My visit to the city had begun just 15 hours earlier when I stepped off a Megabus at 7:30 in the morning. A few months earlier I had read about an art exhibit featuring one of my favorite contemporary artists, Ai Weiwei, at the Andy Warhol Museum and had decided that if I had time during the summer that I would try to pop over to Pittsburgh to see it. Popping over was easy enough – I took an overnight bus for just $30 each way from NYC to get there and then took and overnight bus back to NYC (this only works if one is able to sleep on a bus and luckily, I am). Finding a day to go was harder as my summer was packed full and hadn’t have a single full day off from the time I read about the exhibit to the moment I boarded the 11pm bus.
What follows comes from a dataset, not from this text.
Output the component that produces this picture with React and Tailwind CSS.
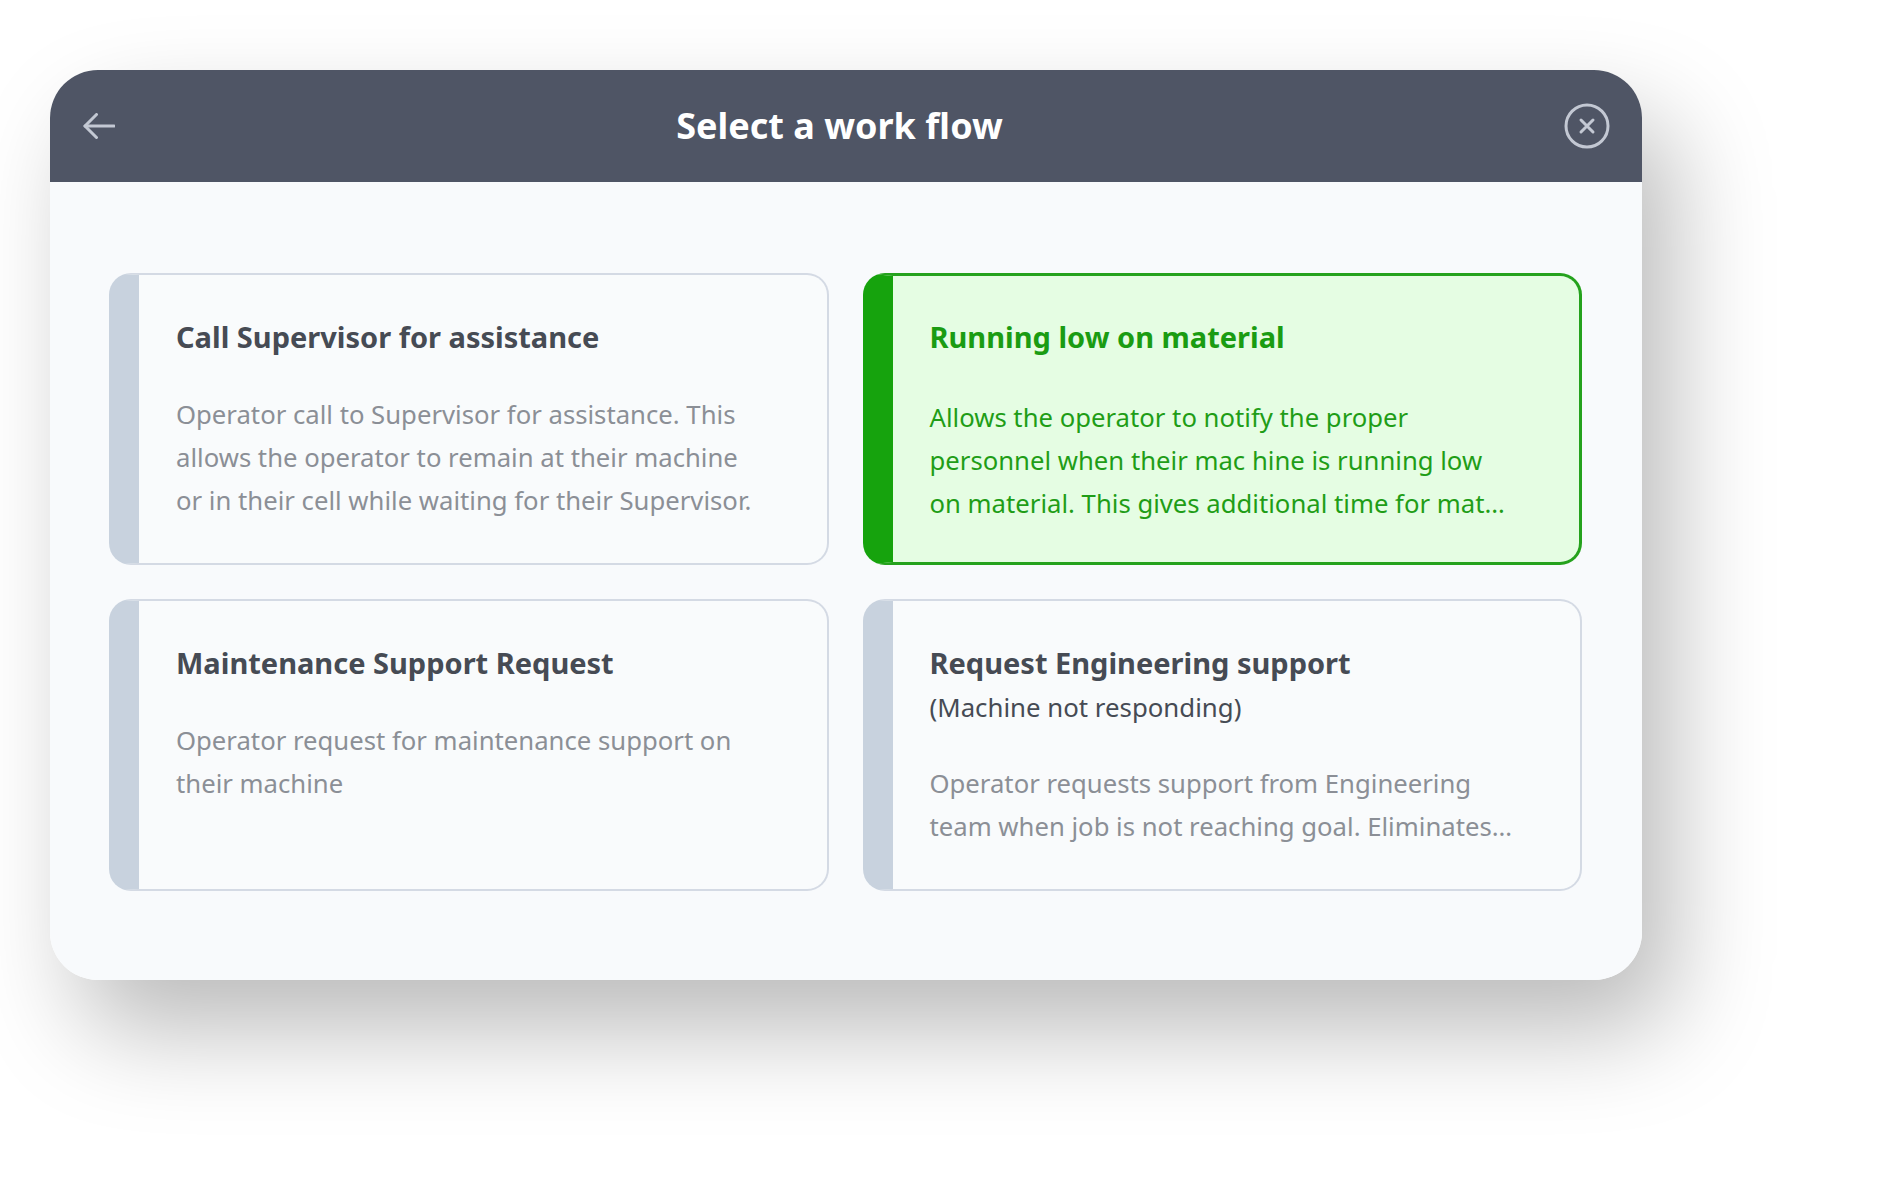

As I looked into the city of Pittsburgh I was surprised to discover how much the city has to offer in art and architecture. I started to feel overwhelmed in choosing what to spend my day doing! In the end, I visited one historic home, three museums, took a boat tour, had two delicious locally-sourced gluten free meals, had one fantastic cocktail, got lost only about half a dozen times, was reminded of much of the history I’d forgotten since 11th grade American History class, and left inspired to visit the city again.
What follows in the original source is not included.